STATED EXERCISE.
Transcribe the material below exactly as it appears.

RECORDED INFORMATION.
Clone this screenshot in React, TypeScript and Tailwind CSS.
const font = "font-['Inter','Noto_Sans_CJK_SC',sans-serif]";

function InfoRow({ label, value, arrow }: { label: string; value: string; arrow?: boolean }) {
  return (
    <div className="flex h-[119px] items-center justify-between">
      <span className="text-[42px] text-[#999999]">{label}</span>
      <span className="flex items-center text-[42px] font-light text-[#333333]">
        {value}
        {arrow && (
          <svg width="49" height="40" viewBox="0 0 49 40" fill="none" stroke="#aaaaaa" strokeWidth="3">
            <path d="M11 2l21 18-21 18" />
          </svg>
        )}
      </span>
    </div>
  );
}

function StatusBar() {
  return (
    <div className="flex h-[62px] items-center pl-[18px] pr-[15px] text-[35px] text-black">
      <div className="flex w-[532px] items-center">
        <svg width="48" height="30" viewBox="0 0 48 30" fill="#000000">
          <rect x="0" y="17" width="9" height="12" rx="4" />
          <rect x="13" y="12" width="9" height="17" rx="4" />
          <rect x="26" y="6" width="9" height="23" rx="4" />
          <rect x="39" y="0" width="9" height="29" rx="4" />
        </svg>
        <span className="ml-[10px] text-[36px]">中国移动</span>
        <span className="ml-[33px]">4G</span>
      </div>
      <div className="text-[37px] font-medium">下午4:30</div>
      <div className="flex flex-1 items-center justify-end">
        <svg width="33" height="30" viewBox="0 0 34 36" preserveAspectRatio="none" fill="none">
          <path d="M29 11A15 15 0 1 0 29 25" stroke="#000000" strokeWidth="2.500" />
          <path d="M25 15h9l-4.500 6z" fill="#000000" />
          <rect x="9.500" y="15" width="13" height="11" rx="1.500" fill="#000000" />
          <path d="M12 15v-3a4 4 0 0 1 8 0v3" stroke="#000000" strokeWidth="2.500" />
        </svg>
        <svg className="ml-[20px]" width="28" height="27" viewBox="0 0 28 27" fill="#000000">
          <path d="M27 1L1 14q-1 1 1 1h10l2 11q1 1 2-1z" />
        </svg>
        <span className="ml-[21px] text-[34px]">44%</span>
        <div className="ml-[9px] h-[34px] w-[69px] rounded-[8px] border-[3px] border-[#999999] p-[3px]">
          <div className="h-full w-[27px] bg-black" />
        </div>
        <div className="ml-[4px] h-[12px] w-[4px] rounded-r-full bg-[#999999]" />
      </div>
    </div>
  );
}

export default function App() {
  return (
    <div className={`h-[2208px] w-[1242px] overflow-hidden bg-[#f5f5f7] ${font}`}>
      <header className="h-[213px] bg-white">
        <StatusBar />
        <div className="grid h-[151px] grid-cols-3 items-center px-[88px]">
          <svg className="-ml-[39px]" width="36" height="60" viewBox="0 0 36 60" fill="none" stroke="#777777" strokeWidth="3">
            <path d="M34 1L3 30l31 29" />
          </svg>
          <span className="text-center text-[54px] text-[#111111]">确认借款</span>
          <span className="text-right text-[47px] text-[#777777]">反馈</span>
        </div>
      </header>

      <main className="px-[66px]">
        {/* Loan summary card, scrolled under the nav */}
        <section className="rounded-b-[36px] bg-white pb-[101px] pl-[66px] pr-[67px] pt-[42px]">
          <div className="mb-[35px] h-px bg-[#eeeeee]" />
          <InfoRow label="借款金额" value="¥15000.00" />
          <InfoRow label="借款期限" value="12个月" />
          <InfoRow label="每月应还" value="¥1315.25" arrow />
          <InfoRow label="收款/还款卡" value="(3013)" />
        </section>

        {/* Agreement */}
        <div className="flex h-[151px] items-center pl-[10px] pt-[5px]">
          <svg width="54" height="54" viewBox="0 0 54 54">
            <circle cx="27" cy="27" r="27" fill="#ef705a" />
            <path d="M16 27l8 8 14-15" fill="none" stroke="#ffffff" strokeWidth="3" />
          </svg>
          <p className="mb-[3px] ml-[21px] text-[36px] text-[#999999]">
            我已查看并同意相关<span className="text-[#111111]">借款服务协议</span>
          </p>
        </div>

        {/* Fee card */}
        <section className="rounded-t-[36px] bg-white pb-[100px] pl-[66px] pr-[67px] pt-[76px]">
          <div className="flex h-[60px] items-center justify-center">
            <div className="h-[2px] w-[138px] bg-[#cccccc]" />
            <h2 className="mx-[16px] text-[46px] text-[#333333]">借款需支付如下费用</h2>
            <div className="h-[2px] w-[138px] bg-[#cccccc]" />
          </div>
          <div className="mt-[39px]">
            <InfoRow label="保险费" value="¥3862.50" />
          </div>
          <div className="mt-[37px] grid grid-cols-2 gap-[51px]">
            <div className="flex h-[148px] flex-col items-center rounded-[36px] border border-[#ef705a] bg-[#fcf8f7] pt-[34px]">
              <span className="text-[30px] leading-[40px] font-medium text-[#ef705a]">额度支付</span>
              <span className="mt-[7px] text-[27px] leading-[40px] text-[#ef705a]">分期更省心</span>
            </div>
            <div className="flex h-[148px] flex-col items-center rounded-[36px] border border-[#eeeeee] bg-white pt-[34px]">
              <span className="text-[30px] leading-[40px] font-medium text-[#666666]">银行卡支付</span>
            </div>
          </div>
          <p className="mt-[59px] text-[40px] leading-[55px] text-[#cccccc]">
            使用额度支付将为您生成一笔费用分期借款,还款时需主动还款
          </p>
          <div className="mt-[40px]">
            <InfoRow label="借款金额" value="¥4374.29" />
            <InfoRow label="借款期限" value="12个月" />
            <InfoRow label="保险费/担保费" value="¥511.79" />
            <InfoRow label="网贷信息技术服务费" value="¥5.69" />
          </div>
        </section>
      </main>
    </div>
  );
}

RESPONSE TO THE TASK.
Clone this screenshot in React, TypeScript and Tailwind CSS.
const font = "font-['Inter','Noto_Sans_CJK_SC',sans-serif]";

function InfoRow({ label, value, arrow }: { label: string; value: string; arrow?: boolean }) {
  return (
    <div className="flex h-[119px] items-center justify-between">
      <span className="text-[42px] text-[#999999]">{label}</span>
      <span className="flex items-center text-[42px] font-light text-[#333333]">
        {value}
        {arrow && (
          <svg width="49" height="40" viewBox="0 0 49 40" fill="none" stroke="#aaaaaa" strokeWidth="3">
            <path d="M11 2l21 18-21 18" />
          </svg>
        )}
      </span>
    </div>
  );
}

function StatusBar() {
  return (
    <div className="flex h-[62px] items-center pl-[18px] pr-[15px] text-[35px] text-black">
      <div className="flex w-[532px] items-center">
        <svg width="48" height="30" viewBox="0 0 48 30" fill="#000000">
          <rect x="0" y="17" width="9" height="12" rx="4" />
          <rect x="13" y="12" width="9" height="17" rx="4" />
          <rect x="26" y="6" width="9" height="23" rx="4" />
          <rect x="39" y="0" width="9" height="29" rx="4" />
        </svg>
        <span className="ml-[10px] text-[36px]">中国移动</span>
        <span className="ml-[33px]">4G</span>
      </div>
      <div className="text-[37px] font-medium">下午4:30</div>
      <div className="flex flex-1 items-center justify-end">
        <svg width="33" height="30" viewBox="0 0 34 36" preserveAspectRatio="none" fill="none">
          <path d="M29 11A15 15 0 1 0 29 25" stroke="#000000" strokeWidth="2.500" />
          <path d="M25 15h9l-4.500 6z" fill="#000000" />
          <rect x="9.500" y="15" width="13" height="11" rx="1.500" fill="#000000" />
          <path d="M12 15v-3a4 4 0 0 1 8 0v3" stroke="#000000" strokeWidth="2.500" />
        </svg>
        <svg className="ml-[20px]" width="28" height="27" viewBox="0 0 28 27" fill="#000000">
          <path d="M27 1L1 14q-1 1 1 1h10l2 11q1 1 2-1z" />
        </svg>
        <span className="ml-[21px] text-[34px]">44%</span>
        <div className="ml-[9px] h-[34px] w-[69px] rounded-[8px] border-[3px] border-[#999999] p-[3px]">
          <div className="h-full w-[27px] bg-black" />
        </div>
        <div className="ml-[4px] h-[12px] w-[4px] rounded-r-full bg-[#999999]" />
      </div>
    </div>
  );
}

export default function App() {
  return (
    <div className={`h-[2208px] w-[1242px] overflow-hidden bg-[#f5f5f7] ${font}`}>
      <header className="h-[213px] bg-white">
        <StatusBar />
        <div className="grid h-[151px] grid-cols-3 items-center px-[88px]">
          <svg className="-ml-[39px]" width="36" height="60" viewBox="0 0 36 60" fill="none" stroke="#777777" strokeWidth="3">
            <path d="M34 1L3 30l31 29" />
          </svg>
          <span className="text-center text-[54px] text-[#111111]">确认借款</span>
          <span className="text-right text-[47px] text-[#777777]">反馈</span>
        </div>
      </header>

      <main className="px-[66px]">
        {/* Loan summary card, scrolled under the nav */}
        <section className="rounded-b-[36px] bg-white pb-[101px] pl-[66px] pr-[67px] pt-[42px]">
          <div className="mb-[35px] h-px bg-[#eeeeee]" />
          <InfoRow label="借款金额" value="¥15000.00" />
          <InfoRow label="借款期限" value="12个月" />
          <InfoRow label="每月应还" value="¥1315.25" arrow />
          <InfoRow label="收款/还款卡" value="(3013)" />
        </section>

        {/* Agreement */}
        <div className="flex h-[151px] items-center pl-[10px] pt-[5px]">
          <svg width="54" height="54" viewBox="0 0 54 54">
            <circle cx="27" cy="27" r="27" fill="#ef705a" />
            <path d="M16 27l8 8 14-15" fill="none" stroke="#ffffff" strokeWidth="3" />
          </svg>
          <p className="mb-[3px] ml-[21px] text-[36px] text-[#999999]">
            我已查看并同意相关<span className="text-[#111111]">借款服务协议</span>
          </p>
        </div>

        {/* Fee card */}
        <section className="rounded-t-[36px] bg-white pb-[100px] pl-[66px] pr-[67px] pt-[76px]">
          <div className="flex h-[60px] items-center justify-center">
            <div className="h-[2px] w-[138px] bg-[#cccccc]" />
            <h2 className="mx-[16px] text-[46px] text-[#333333]">借款需支付如下费用</h2>
            <div className="h-[2px] w-[138px] bg-[#cccccc]" />
          </div>
          <div className="mt-[39px]">
            <InfoRow label="保险费" value="¥3862.50" />
          </div>
          <div className="mt-[37px] grid grid-cols-2 gap-[51px]">
            <div className="flex h-[148px] flex-col items-center rounded-[36px] border border-[#ef705a] bg-[#fcf8f7] pt-[34px]">
              <span className="text-[30px] leading-[40px] font-medium text-[#ef705a]">额度支付</span>
              <span className="mt-[7px] text-[27px] leading-[40px] text-[#ef705a]">分期更省心</span>
            </div>
            <div className="flex h-[148px] flex-col items-center rounded-[36px] border border-[#eeeeee] bg-white pt-[34px]">
              <span className="text-[30px] leading-[40px] font-medium text-[#666666]">银行卡支付</span>
            </div>
          </div>
          <p className="mt-[59px] text-[40px] leading-[55px] text-[#cccccc]">
            使用额度支付将为您生成一笔费用分期借款,还款时需主动还款
          </p>
          <div className="mt-[40px]">
            <InfoRow label="借款金额" value="¥4374.29" />
            <InfoRow label="借款期限" value="12个月" />
            <InfoRow label="保险费/担保费" value="¥511.79" />
            <InfoRow label="网贷信息技术服务费" value="¥5.69" />
          </div>
        </section>
      </main>
    </div>
  );
}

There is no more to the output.